Digital Dave also allows McCann's team to save time, as the three or four employees who previously spent hours gathering information for prep calls are now free to focus on other tasks. "It's not just about improving efficiency, but transforming the way work is done," McCann stated. The agent's research capabilities are not limited to client reports. McCann has also started using it to help him evaluate the hundreds of partners of IBM Consulting that he assesses each year. The goal, he said, is to make informed decisions and provide leaders with sound advice on their strengths and weaknesses as part of their performance evaluation.

The Multiplier Effect

One advantage of creating agents, according to McCann, is that IBM employees who develop them can share them with other team members or more broadly within the company, "which immediately creates this multiplier effect." Many of the people who report to him have created agents, he said. There is healthy competition, McCann added, to design the most robust digital assistants, especially since workers can build on what their colleagues have created.

Across sectors, companies are developing AI agents to take on intellectual work tasks — particularly tedious tasks — that were once performed by humans. From one-person startups to consulting giants, companies are using agents in functions such as human resources, IT, finance, communications, and training. Agents can manage a range of functions, including information gathering, document processing, drafting communications, taking meeting minutes, and conducting research. Although it is still early days, these systems are quickly becoming a major focus of corporate AI efforts as they seek to transform generative AI into something that can genuinely lighten employees' workloads.

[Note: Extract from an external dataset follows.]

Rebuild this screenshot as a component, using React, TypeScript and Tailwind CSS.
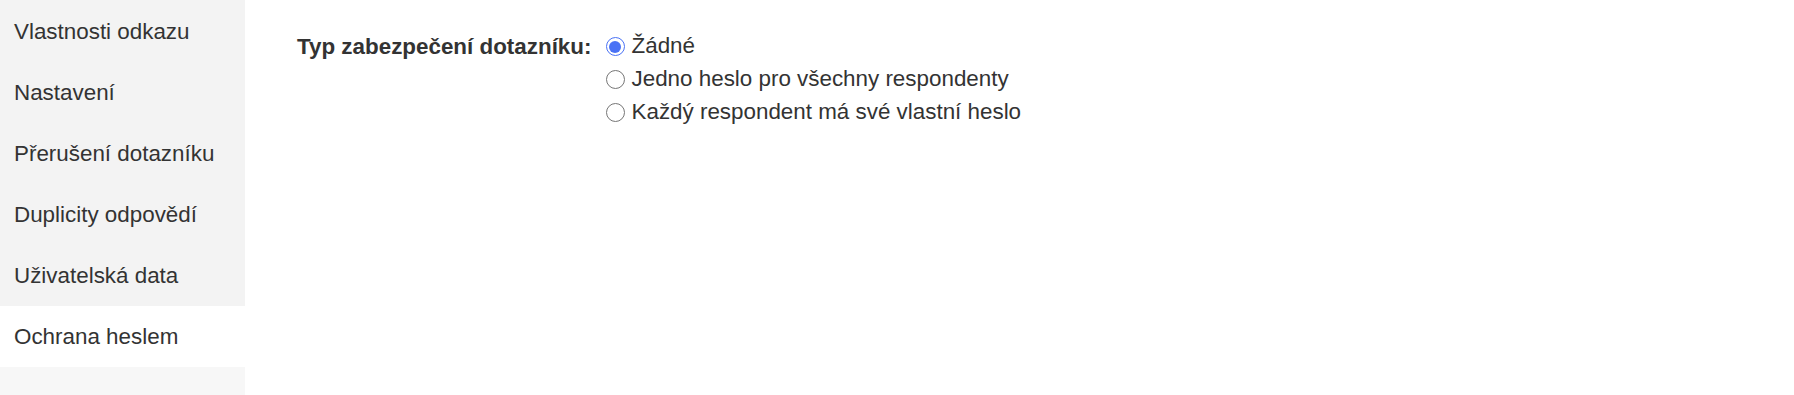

One challenge McCann sees with clients and the creation of agents is access to data. IBM Consulting's most advanced clients — perhaps a Fortune 100 or Fortune 500 company — may have granted data access to several hundred people, but not to 5,000 people in their finance division or 10,000 people in human resources, McCann noted. Concerns about security and innovation management can pose obstacles. Until you unlock the data, individual workers may be able to accomplish more, but "you don't benefit from that multiplier effect on productivity," he said.

For McCann's work, Digital Dave means he recovers valuable time in his schedule. "I can give much more targeted attention to our clients and our employees while having the operations of the business now managed in a more digital way," he stated.